Center, 39 percent of students nationwide enrolled at a two-year public college

in 2008 completed an associate degree or certificate by 2014. In comparison, 62

percent of CPI students who enrolled at an Arkansas community college in 2008

completed at least one degree or certificate by 2013 – a rate more than 50

percent higher than the national average for the community college student body.

 

 

 

“The

 

Arkansas Career Pathways Initiative is a nonpartisan program that has generated

real returns for our state’s economy. It trains Arkansans for in-demand jobs,

and successfully moves individuals from welfare to work. Everyone wins with

this highly effective program,” said Arkansas Governor Asa Hutchinson.

 

 

 

Arkansas State

 

University-Beebe has offered the grant-funded Career Pathways program for

approximately ten years. “We

are excited about the results of this study, results that demonstrate the program

is indeed benefitting our low-income students and their

families,” said Dr. Karla

Fisher, chancellor at ASU-Beebe. “Our students are the real benefactors of

this program, which mirrors the ASU-Beebe mission of ‘transforming

lives.’” Theda Neldon, Career Pathways Coordinator at

ASU-Searcy added “We have had the opportunity to see the student

success stories on a daily basis.”  

 

 

 

CPI’s

 

unique approach provides students with extensive personalized support

throughout their college experience – such as tutoring, mentoring, childcare

assistance or gas cards – to address the specific barriers that could otherwise

stand in the way of graduation. Students receive training for high demand jobs

in their communities, which greatly increases their chances of employment. To

maintain eligibility for CPI services, students must continue enrollment in job

training activities and communicate regularly with CPI staff.

 

 

 

In

 

addition to impressive academic achievements, CPI participants also experienced

a boost in wages. According to Unemployment Insurance Wage data across all

industries, the class of 2009 earned on average $2,562 more per year, the class

of 2010 $2,700, and the class 2011 $3,112 more in wages in the first twelve

months after exiting college than their matched comparison group from the TANF

population who did not participate in CPI.

 

 

 

“Increasing

 

prosperity, educational attainment and economic mobility for our most

vulnerable fellow citizens is at the heart of the mission of the Winthrop

Rockefeller Foundation,” said Sherece Y. West-Scantlebury, Ph.D., President and

CEO of the Winthrop Rockefeller Foundation. “As a nation and as a people we

must find ways to bridge the growing income gaps that have left so many of our

people behind.
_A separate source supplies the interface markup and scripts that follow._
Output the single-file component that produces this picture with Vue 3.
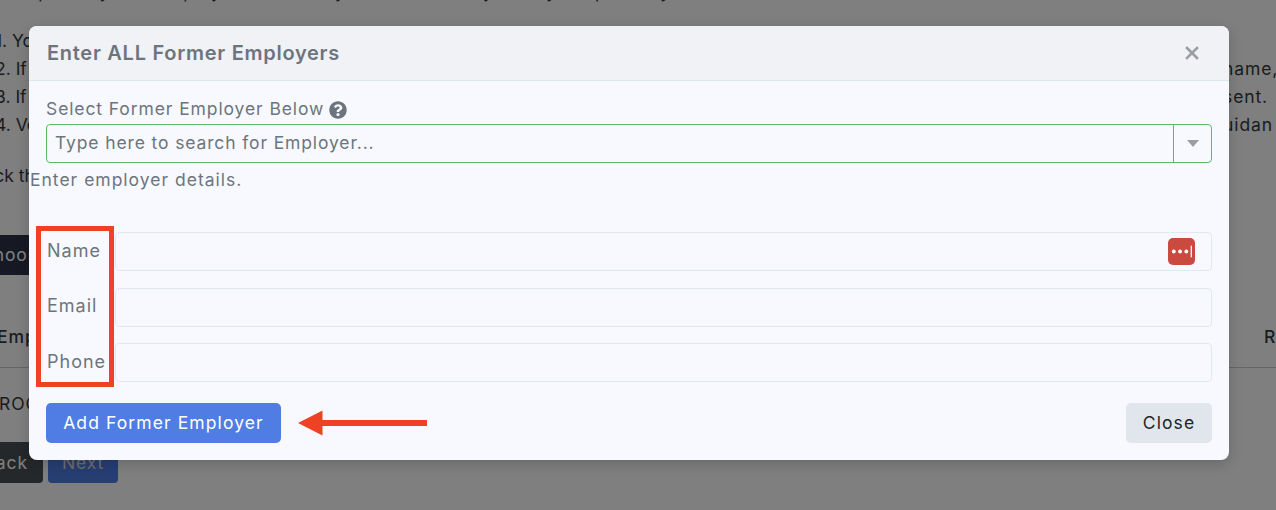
<script setup>
const fields = ['Name', 'Email', 'Phone']
</script>

<template>
  <div class="page">
    <div class="bg">
      <p class="top">Complete your employment history as accurately as you possibly can</p>
      <div class="list">
        <div class="li"><span class="head">1. You</span></div>
        <div class="li"><span class="head">2. If y</span><span class="tail">name,</span></div>
        <div class="li"><span class="head">3. If y</span><span class="tail">sent.</span></div>
        <div class="li"><span class="head">4. Ve</span><span class="tail">uidan</span></div>
      </div>
      <p class="click">Click the</p>
      <div class="dark-btn">Choose</div>
      <div class="thead"><span>Employer</span><span class="re">Re</span></div>
      <div class="trow">PROC</div>
      <div class="nav">
        <div class="back">Back</div>
        <div class="next">Next</div>
      </div>
    </div>

    <div class="scrim"></div>

    <div class="modal">
      <header class="m-head">
        <h5>Enter ALL Former Employers</h5>
        <svg class="x" viewBox="0 0 14 14" width="14" height="14" aria-hidden="true">
          <path d="M2 2l10 10M12 2L2 12" stroke="#9a9da3" stroke-width="2.6" stroke-linecap="square" fill="none" />
        </svg>
      </header>

      <div class="m-body">
        <div class="sel-label">
          <span>Select Former Employer Below</span>
          <svg viewBox="0 0 512 512" width="18" height="18" aria-hidden="true">
            <path fill="#6c757d" d="M504 256c0 137-111 248-248 248S8 393 8 256 119 8 256 8s248 111 248 248zM262.700 90c-54.500 0-89.300 23-116.500 63.800-3.500 5.300-2.400 12.400 2.700 16.300l34.700 26.300c5.200 3.900 12.600 3 16.700-2.100 17.900-22.700 30.100-35.800 57.300-35.800 20.400 0 45.700 13.100 45.700 32.900 0 15-12.400 22.700-32.500 34-23.500 13.200-54.600 29.600-54.600 70.700V300c0 6.600 5.400 12 12 12h56c6.600 0 12-5.400 12-12v-1.300c0-28.500 83.200-29.700 83.200-106.700 0-58-60.200-102-116.500-102zM256 338c-25.400 0-46 20.600-46 46 0 25.400 20.600 46 46 46s46-20.600 46-46c0-25.400-20.600-46-46-46z" />
          </svg>
        </div>

        <div class="combo">
          <span class="ph">Type here to search for Employer...</span>
          <span class="caret-box"><i class="caret"></i></span>
        </div>

        <p class="hint">Enter employer details.</p>

        <div class="fields">
          <div v-for="f in fields" :key="f" class="row">
            <label>{{ f }}</label>
            <div class="input">
              <span v-if="f === 'Name'" class="pm">
                <svg viewBox="0 0 28 28" width="27" height="27" aria-hidden="true">
                  <circle cx="6" cy="14" r="2" fill="#fff" />
                  <circle cx="12.500" cy="14" r="2" fill="#fff" />
                  <circle cx="19" cy="14" r="2" fill="#fff" />
                  <rect x="23.500" y="8" width="1.300" height="12" fill="#fff" />
                </svg>
              </span>
            </div>
          </div>
          <div class="redbox"></div>
        </div>

        <footer class="m-foot">
          <button class="add" type="button">Add Former Employer</button>
          <svg class="arrow" viewBox="0 0 129 26" width="129" height="26" aria-hidden="true">
            <path d="M0 13L24.500 0.500v9.500H129v6H24.500v9.500z" fill="#ee4125" />
          </svg>
          <button class="close" type="button">Close</button>
        </footer>
      </div>
    </div>
  </div>
</template>

<style scoped>
.page {
  position: relative;
  width: 1276px;
  height: 510px;
  overflow: hidden;
  background: #fff;
  font-family: Inter, "Open Sans", sans-serif;
  color: #343a40;
  font-size: 17.500px;
  letter-spacing: 0.9px;
}
.bg {
  margin-left: -3px;
}
.top {
  margin: -20px 0 0;
  height: 44px;
  line-height: 24px;
  word-spacing: 10px;
}
.list {
  margin-top: 3px;
}
.li {
  display: flex;
  justify-content: space-between;
  height: 28px;
  line-height: 28px;
}
.head {
  letter-spacing: 0;
  margin-left: -2px;
}
.tail {
  width: 53px;
  white-space: nowrap;
}
.click {
  margin: 24px 0 0 -24px;
  height: 72px;
  line-height: 26px;
  letter-spacing: 0;
}
.dark-btn {
  margin-left: -17px;
  width: 120px;
  height: 40px;
  line-height: 40px;
  background: #2c3049;
  color: #fff;
  border-radius: 4px;
}
.thead {
  display: flex;
  justify-content: space-between;
  font-weight: 500;
  height: 93px;
  line-height: 24px;
  padding-top: 50px;
  box-sizing: border-box;
  border-bottom: 1px solid #ccc;
}
.re {
  width: 12px;
  white-space: nowrap;
}
.trow {
  height: 74px;
  line-height: 72px;
  margin-left: -10px;
}
.nav {
  display: flex;
  gap: 5px;
  margin-left: -40px;
}
.back,
.next {
  height: 41px;
  line-height: 41px;
  border-radius: 4px;
  text-align: center;
}
.back {
  width: 86px;
  background: #4a5156;
  color: #fff;
  text-align: right;
  padding-right: 15px;
  box-sizing: border-box;
}
.next {
  width: 70px;
  background: #4f7de4;
  color: #ddd;
}
.scrim {
  position: absolute;
  inset: 0;
  background: rgba(0, 0, 0, 0.5);
}
.modal {
  position: absolute;
  left: 29px;
  top: 26px;
  width: 1200px;
  height: 434px;
  box-sizing: border-box;
  background: #f8f9fe;
  border-radius: 8px;
  box-shadow: 0 4px 14px rgba(0, 0, 0, 0.18);
  color: #6c757d;
  overflow: hidden;
  letter-spacing: 0;
}
.m-head {
  display: flex;
  align-items: center;
  justify-content: space-between;
  height: 55px;
  box-sizing: border-box;
  padding: 0 30px 0 18px;
  background: #f0f2f6;
  border-bottom: 1px solid #dee6ed;
}
.m-head h5 {
  margin: 0;
  font-size: 20px;
  font-weight: 600;
  color: #6c757d;
  letter-spacing: 0.72px;
}
.m-body {
  padding: 16px 17px 0 17px;
}
.sel-label {
  display: flex;
  align-items: center;
  gap: 5px;
  height: 24px;
  line-height: 24px;
  font-size: 17.500px;
  letter-spacing: 0.9px;
}
.sel-label svg {
  margin-top: 2px;
}
.combo {
  display: flex;
  align-items: center;
  justify-content: space-between;
  height: 39px;
  box-sizing: border-box;
  margin-top: 3px;
  border: 1px solid #5cb96c;
  border-radius: 4px;
}
.ph {
  padding: 0 0 2px 8px;
  font-size: 17.500px;
  letter-spacing: 0.87px;
}
.caret-box {
  display: flex;
  align-items: center;
  justify-content: center;
  width: 37px;
  height: 100%;
  border-left: 1px solid #5cb96c;
}
.caret {
  width: 0;
  height: 0;
  border-left: 6.500px solid transparent;
  border-right: 6.500px solid transparent;
  border-top: 7px solid #9a9da3;
}
.hint {
  margin: 5px 0 0 -16px;
  height: 24px;
  line-height: 24px;
  font-size: 17.500px;
  letter-spacing: 1px;
}
.fields {
  position: relative;
  margin-top: 40px;
  display: flex;
  flex-direction: column;
  gap: 16.500px;
}
.row {
  display: flex;
  align-items: center;
  height: 39px;
}
.row label {
  width: 68px;
  margin-left: 1px;
  flex: none;
  margin-top: -3px;
  font-size: 18px;
  letter-spacing: 1px;
}
.input {
  flex: 1;
  display: flex;
  align-items: center;
  justify-content: flex-end;
  height: 39px;
  box-sizing: border-box;
  border: 1px solid #e2e8f0;
  border-radius: 4px;
  padding-right: 16px;
}
.pm {
  display: flex;
  width: 27px;
  height: 27px;
  background: #cb4a40;
  border-radius: 5px;
}
.redbox {
  position: absolute;
  left: -10px;
  top: -6px;
  width: 78px;
  height: 160.500px;
  box-sizing: border-box;
  border: 5px solid #ee4125;
}
.m-foot {
  display: flex;
  align-items: center;
  margin-top: 21px;
}
.add,
.close {
  height: 40px;
  border: 0;
  border-radius: 5px;
  font: inherit;
  font-size: 17.500px;
  padding: 0 0 2px;
  letter-spacing: 1.100px;
}
.add {
  width: 235px;
  background: #507de3;
  color: #fff;
}
.arrow {
  margin-left: 16.500px;
}
.close {
  width: 86px;
  margin-left: auto;
  background: #e0e6ec;
  color: #212529;
}
.x {
  display: block;
}
</style>
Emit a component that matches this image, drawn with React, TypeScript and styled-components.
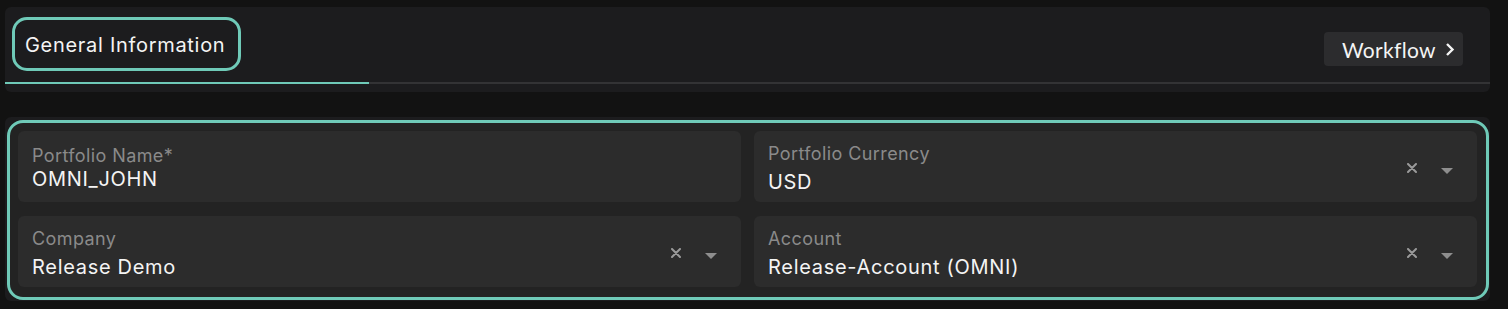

These findings leave little doubt that the Arkansas Career

Pathways Initiative has helped tens of thousands of very low-income parents be

successful in college and in finding good employment afterwards. This program

is transforming lives.”

 

 

 

CPI,

 

administered by the Arkansas Department of Higher Education (ADHE) and the

state’s 22 community colleges and three university technical centers, has

provided education and training to more than 30,000 low-income Arkansans since

2006, helping them acquire degrees and/or certificates to obtain and hold jobs

in selected high-demand and high-wage industries. Funds for the program comes

from the federal Temporary Assistance for Need Families (TANF) appropriations

administered through the state Department of Workforce Services.

 

 

 

College

 

Count$ is currently seeking funding for the next phase of research to measure

the return on investment (ROI) to the state generated as a result of expanded

employment, increased tax revenues and a decline in the need for public

assistance. Researchers also want to explore whether success in educational

attainment contributes to improved economic mobility, and to further examine

which case management or financial supports provided to CPI participants seem

to be correlated to the greater educational success, particularly in relation

to success in remedial courses at the community college. The findings may have

significant impact on how community colleges can better improve completion

rates and ensure academic success for of all students.